I’ve always thought it curious that in the first of the Ten Commandments the Hebrew God confesses to a sin. Don’t remember that? “Thou shalt have no other gods before me, for the Lord, your God is a JEALOUS God. Since several of the other commandments say you can’t covet other’s things or family, it’s really odd that jealousy on the part of God is allowed and it’s the one that’s been causing all the trouble ever since.

So why is the Hebrew God jealous? Do the other deities have something he doesn’t have? Like a Goddess? Is this all because the Hebrew God couldn’t get the girl?

Is it over territories? He led them to a fairly desolate area and called it the land of milk and honey. Looks like a desert to me, bait and switch? Was he coveting more fertile lands with water?
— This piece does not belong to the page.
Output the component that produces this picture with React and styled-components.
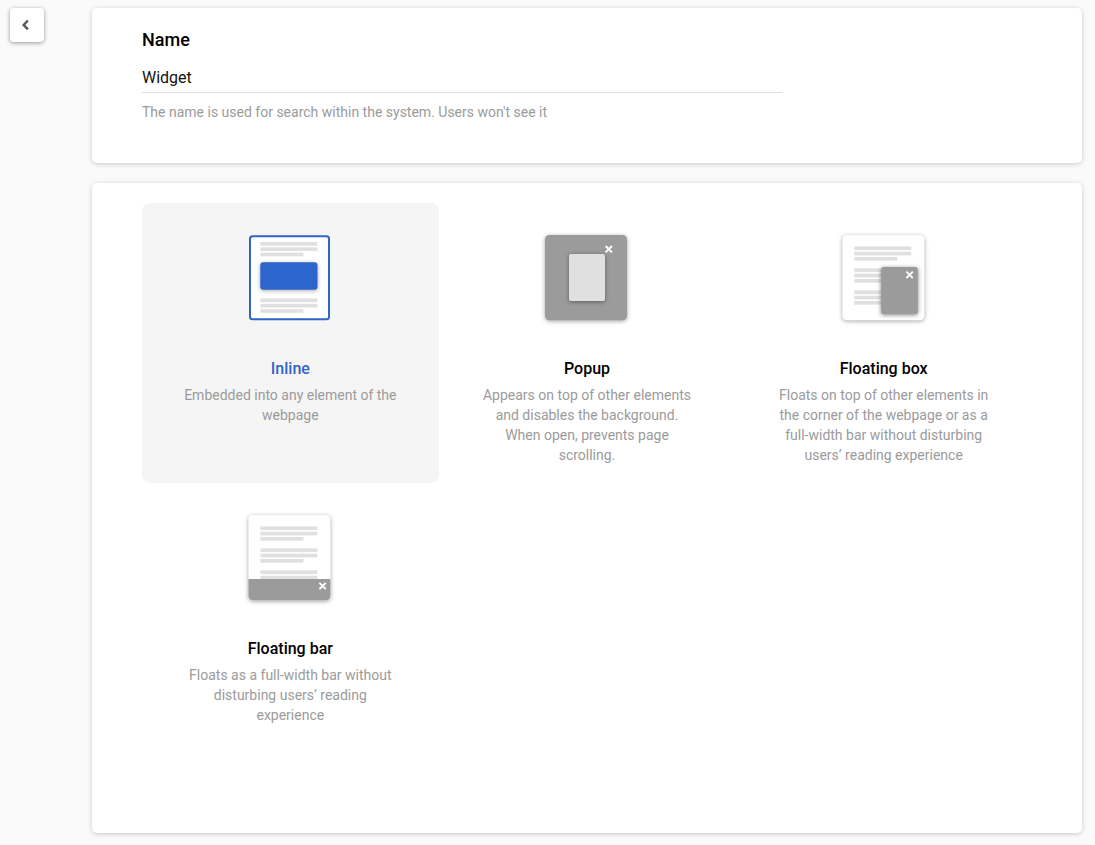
import React, { useState } from "react";
import styled, { createGlobalStyle } from "styled-components";

const GlobalStyle = createGlobalStyle`
  *, *::before, *::after { box-sizing: border-box; }
  body {
    margin: 0;
    background: #fafafa;
    color: #000;
    font-family: Roboto, "Liberation Sans", sans-serif;
    font-size: 14px;
    line-height: 20px;
  }
`;

const Page = styled.div`
  display: flex;
  align-items: flex-start;
  justify-content: space-between;
  gap: 48px;
  min-height: 100vh;
  padding: 8px 13px 12px 10px;
`;

const BackButton = styled.button`
  display: flex;
  flex: none;
  align-items: center;
  justify-content: center;
  width: 34px;
  height: 34px;
  padding: 0;
  border: 0;
  border-radius: 4px;
  background: #fff;
  box-shadow: 0 1px 4px rgba(0, 0, 0, 0.4);
  cursor: pointer;
`;

const Main = styled.main`
  display: flex;
  flex: 1;
  flex-direction: column;
  gap: 20px;
  min-width: 0;
`;

const Card = styled.section`
  padding: ${(p) => p.$padding};
  border-radius: 5px;
  background: #fff;
  box-shadow: 0 1px 5px rgba(0, 0, 0, 0.2);
`;

const NameLabel = styled.label`
  display: block;
  font-size: 18px;
  font-weight: 500;
  line-height: 24px;
`;

const NameInput = styled.input`
  display: block;
  width: 100%;
  max-width: 640px;
  height: 31px;
  margin-top: 10px;
  padding: 0;
  border: 0;
  border-bottom: 1px solid #e0e0e0;
  background: transparent;
  color: #111;
  font: 400 16px/24px Roboto, "Liberation Sans", sans-serif;
  outline: none;
`;

const Hint = styled.p`
  margin: 9px 0 0;
  color: #9b9b9b;
`;

const OptionGrid = styled.div`
  display: grid;
  grid-template-columns: repeat(3, 1fr);
  grid-auto-rows: minmax(280px, auto);
`;

const HiddenRadio = styled.input`
  position: absolute;
  opacity: 0;
  width: 1px;
  height: 1px;
  margin: 0;
`;

const Option = styled.label`
  position: relative;
  display: flex;
  flex-direction: column;
  align-items: center;
  padding: 22px 40px 0;
  border-radius: 8px;
  background: ${(p) => (p.$selected ? "#f5f5f5" : "transparent")};
  text-align: center;
  cursor: pointer;
`;

const OptionTitle = styled.span`
  margin-top: 24px;
  color: ${(p) => (p.$selected ? "#3064c8" : "#000")};
  font-size: 16px;
  font-weight: 500;
  line-height: 20px;
`;

const OptionText = styled.span`
  margin-top: 6px;
  color: #9b9b9b;
`;

const Illustration = styled.svg`
  display: block;
  flex: none;
  overflow: visible;
`;

const Lifted = styled.g`
  filter: drop-shadow(0 1px 2px rgba(0, 0, 0, ${(p) => p.$strength}));
`;

function Lines({ x, y, count = 3 }) {
  return [57, 57, 43].slice(0, count).map((width, i) => (
    <rect key={i} x={x} y={y + i * 5.3} width={width} height="3.7" fill="#e0e0e0" />
  ));
}

function Cross({ x, y }) {
  return (
    <path
      d={`M${x - 3.2} ${y - 3.2}l6.4 6.4m0-6.4l-6.4 6.4`}
      stroke="#fff"
      strokeWidth="1.9"
      fill="none"
    />
  );
}

function Sheet({ x = 14, fill = "#fff", children }) {
  return (
    <Lifted $strength={0.36}>
      <rect x={x} y="10" width="82" height="85.3" rx="4.5" fill={fill} />
      {children}
    </Lifted>
  );
}

function InlineArt() {
  return (
    <>
      <rect x="15" y="11.3" width="79" height="83" rx="2.5" fill="#fff" stroke="#3064c8" strokeWidth="2" />
      <Lines x={25.4} y={17} />
      <Lines x={25.4} y={73.5} />
      <Lifted $strength={0.35}>
        <rect x="25.3" y="37.2" width="57.2" height="27.5" rx="3" fill="#2c65cc" />
      </Lifted>
    </>
  );
}

function PopupArt() {
  return (
    <>
      <Sheet fill="#9b9b9b" />
      <Lifted $strength={0.4}>
        <rect x="38" y="29" width="36" height="47" rx="2" fill="#e0e0e0" />
      </Lifted>
      <Cross x={77.8} y={24.2} />
    </>
  );
}

function FloatingBoxArt() {
  return (
    <>
      <Sheet x={14.4} />
      <Lines x={26.3} y={21.4} />
      <Lines x={26.3} y={43.4} />
      <Lines x={26.3} y={65.4} />
      <Lifted $strength={0.5}>
        <rect x="53.2" y="42" width="36.6" height="47" rx="2.5" fill="#9b9b9b" />
      </Lifted>
      <Cross x={81.6} y={49.9} />
    </>
  );
}

function FloatingBarArt() {
  return (
    <>
      <Sheet x={13.4}>
        <path
          d="M13.9 74h81a.5 .5 0 0 1 .5 .5v16.3a4.5 4.5 0 0 1-4.5 4.5h-73a4.5 4.5 0 0 1-4.5-4.5v-16.3a.5 .5 0 0 1 .5-.5z"
          fill="#9b9b9b"
        />
      </Sheet>
      <Lines x={25.4} y={21.4} />
      <Lines x={25.4} y={43.4} />
      <Lines x={25.4} y={65.4} count={1} />
      <rect x="25.4" y="70.7" width="57" height="3.3" fill="#e0e0e0" />
      <Cross x={87.6} y={81} />
    </>
  );
}

const OPTIONS = [
  {
    id: "inline",
    title: "Inline",
    text: "Embedded into any element of the webpage",
    Art: InlineArt,
  },
  {
    id: "popup",
    title: "Popup",
    text: "Appears on top of other elements and disables the background. When open, prevents page scrolling.",
    Art: PopupArt,
  },
  {
    id: "floating-box",
    title: "Floating box",
    text: "Floats on top of other elements in the corner of the webpage or as a full-width bar without disturbing users’ reading experience",
    Art: FloatingBoxArt,
  },
  {
    id: "floating-bar",
    title: "Floating bar",
    text: "Floats as a full-width bar without disturbing users’ reading experience",
    Art: FloatingBarArt,
  },
];

export default function App() {
  const [name, setName] = useState("Widget");
  const [selected, setSelected] = useState("inline");

  return (
    <>
      <GlobalStyle />
      <Page>
        <BackButton type="button" aria-label="Back">
          <svg width="12" height="14" viewBox="0 0 12 14" aria-hidden="true">
            <path d="M6.9 2.5L2.7 6.9l4.2 4.4" fill="none" stroke="#5c5c5c" strokeWidth="2.5" />
          </svg>
        </BackButton>
        <Main>
          <Card $padding="20px 50px 41px">
            <NameLabel htmlFor="widget-name">Name</NameLabel>
            <NameInput
              id="widget-name"
              value={name}
              onChange={(e) => setName(e.target.value)}
              aria-describedby="widget-name-hint"
            />
            <Hint id="widget-name-hint">
              The name is used for search within the system. Users won't see it
            </Hint>
          </Card>
          <Card $padding="20px 50px 70px">
            <OptionGrid role="radiogroup" aria-label="Widget type">
              {OPTIONS.map(({ id, title, text, Art }) => (
                <Option key={id} $selected={selected === id}>
                  <HiddenRadio
                    type="radio"
                    name="widget-type"
                    value={id}
                    checked={selected === id}
                    onChange={() => setSelected(id)}
                  />
                  <Illustration width="111" height="110" viewBox="0 0 111 110" aria-hidden="true">
                    <Art />
                  </Illustration>
                  <OptionTitle $selected={selected === id}>{title}</OptionTitle>
                  <OptionText>{text}</OptionText>
                </Option>
              ))}
            </OptionGrid>
          </Card>
        </Main>
      </Page>
    </>
  );
}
Did he want more people besides a few tribes in a desert? Was he already setting his sights on the rest of the world to conquer? It still hasn’t worked so he still must be jealous and I bet his mother, Asherah wasn’t happy to be locked out. Wonder if she still gives him and earful.

Is Tiamat, the dragon or serpent, who he’s trying to exclude? She did move into the Garden of Eden and have a chat with Eve that the Hebrew God was pretty pissed about. Since his henchmen wrote the book she doesn’t even get her name mentioned. Dragons in sci-fi fantasy books even now are the repositories of knowledge. So she is still around even if they don’t know her name.

At the very least, if he’s a jealous God then it means he is aware there are other choices besides him and he would have been a kinder, nicer God if he had learned how to make friends and get along with the other deities. And there would be fewer wars and shootings.

3 thoughts on “Thoughts on the 1st Commandment

  1. You bring up a really good point, and I actually have some information for you…

    Yahweh, as first conceived, was not an only god. Originally, there was a Mother/Father duo in the area called El and Asherah. They gave birth to “70 Sons and Daughters.” That is, at one time, there was one big region there and everyone more or less worshiped the same local gods, El & Asherah. But when the region became more populous, they broke it up into 70 regions. This is probably because there was already strife over resources. As it turns out, one of the biggest rivalries was between the region that worshiped Yahweh and the one the worshiped Ba’al. They were not monotheists, they were henotheists.

    Second interesting thing is, many scholars now agree that even though Exodus was traditionally written by Moses, it was actually written during the Babylonian Exile. This is significant because, it is now believed, the Hebrews were living and working among the Babylonians who had Hammurabi’s Code. The laws in Exodus were devised to make a “Hebrew answer” to that. The problem that the Hebrews were facing was they did not want to lose their cultural identity while living with the Babylonians. The First Commandment, then, was to impart the great importance of not becoming absorbed into the surrounding culture. However, the Decalogue (the first ten commandments) drew heavily upon Hammurabi’s code for the rest of it.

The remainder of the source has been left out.